Member of the National Assembly
- In office 9 May 1994 – 1 August 2000

Personal details
- Born: 4 February 1940 (age 86)
- Citizenship: South Africa
- Party: Inkatha Freedom Party
- Other political affiliations: National Party Solidarity

= Kisten Rajoo =

South African politician (born 1940)

Kisten Rajoo (born 4 February 1940) is a South African politician and businessman. He represented the Inkatha Freedom Party (IFP) in the National Assembly from 1994 to 2000, and before that he served in the apartheid-era House of Delegates.

== House of Delegates ==
During apartheid, Rajoo served in the House of Delegates, the Indian house of the Tricameral Parliament. He served variously as an independent, a member of Solidarity, and, for a period of weeks, a member of the National Party.

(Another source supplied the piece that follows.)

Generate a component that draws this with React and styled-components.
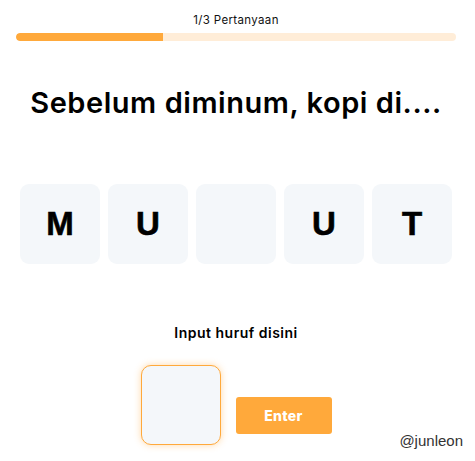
import React from 'react';
import styled, { createGlobalStyle } from 'styled-components';

const GlobalStyle = createGlobalStyle`
  html, body {
    margin: 0;
    padding: 0;
    background: #ffffff;
  }
  body {
    font-family: 'Inter', 'Noto Sans', sans-serif;
    color: #000;
  }
`;

const Page = styled.div`
  position: relative;
  width: 475px;
  height: 461px;
  overflow: hidden;
`;

const Quiz = styled.div`
  width: 440px;
  padding: 13px 16px 0;
  display: flex;
  flex-direction: column;
  align-items: center;
`;

const Counter = styled.div`
  font-size: 11.5px;
  line-height: 14px;
  letter-spacing: 0.35px;
  color: #111;
`;

const Track = styled.div`
  margin-top: 6px;
  width: 100%;
  height: 8px;
  border-radius: 4px;
  background: #ffedd8;
  overflow: hidden;
`;

const Fill = styled.div`
  height: 100%;
  background: #ffa93b;
  border-radius: 4px 0 0 4px;
`;

const Question = styled.h1`
  margin: 44px 0 0;
  font-size: 29px;
  line-height: 36px;
  font-weight: 600;
  letter-spacing: 0.55px;
  white-space: nowrap;
`;

const Tiles = styled.div`
  margin-top: 63px;
  display: flex;
  gap: 8px;
`;

const Tile = styled.div`
  width: 80px;
  height: 80px;
  border-radius: 9px;
  background: #f4f7fa;
  display: flex;
  align-items: center;
  justify-content: center;
  font-family: 'Liberation Sans', Arial, sans-serif;
  font-weight: 700;
  font-size: 33px;
  -webkit-text-stroke: 0.6px #000;
`;

const Label = styled.div`
  margin-top: 60px;
  font-size: 14px;
  line-height: 18px;
  font-weight: 600;
  letter-spacing: 0.5px;
`;

const InputRow = styled.div`
  margin-top: 23px;
  display: flex;
  align-items: flex-start;
  gap: 15px;
`;

const LetterInput = styled.div`
  width: 78px;
  height: 78px;
  border: 1px solid #ffa93b;
  border-radius: 10px;
  background: #f4f7fa;
  box-shadow: 0 0 7px rgba(255, 169, 59, 0.45);
`;

const EnterButton = styled.button`
  margin-top: 32px;
  width: 96px;
  height: 37px;
  border: none;
  border-radius: 3px;
  background: #ffa93b;
  color: #fff;
  font-family: 'Inter', sans-serif;
  font-weight: 800;
  font-size: 14px;
  letter-spacing: 0.3px;
`;

const Credit = styled.div`
  position: absolute;
  right: 12px;
  bottom: 12px;
  font-family: 'Liberation Sans', Arial, sans-serif;
  font-size: 15px;
  color: #333;
`;

const letters = ['M', 'U', '', 'U', 'T'];

export default function App() {
  const progress = 1 / 3;
  return (
    <Page>
      <GlobalStyle />
      <Quiz>
        <Counter>1/3 Pertanyaan</Counter>
        <Track>
          <Fill style={{ width: `${progress * 100}%` }} />
        </Track>
        <Question>Sebelum diminum, kopi di....</Question>
        <Tiles>
          {letters.map((l, i) => (
            <Tile key={i}>{l}</Tile>
          ))}
        </Tiles>
        <Label>Input huruf disini</Label>
        <InputRow>
          <LetterInput />
          <EnterButton>Enter</EnterButton>
        </InputRow>
      </Quiz>
      <Credit>@junleon</Credit>
    </Page>
  );
}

He also served a term as the Minister of Indian Education and Culture.

== National Assembly ==
Rajoo served two terms in an IFP seat in the National Assembly, gaining election in 1994 and 1999. He vacated his seat on 1 August 2000 and was replaced by Maxwell Sibiya.

Somewhat controversially, he retained business interests in the casino sector even while serving as a member of Parliament's Ad Hoc Committee on Gambling and Lotteries Legislation. He gave up his seat in the committee when required to do so by new legislation in 1996. He later served in the Portfolio Committee on Minerals and Energy.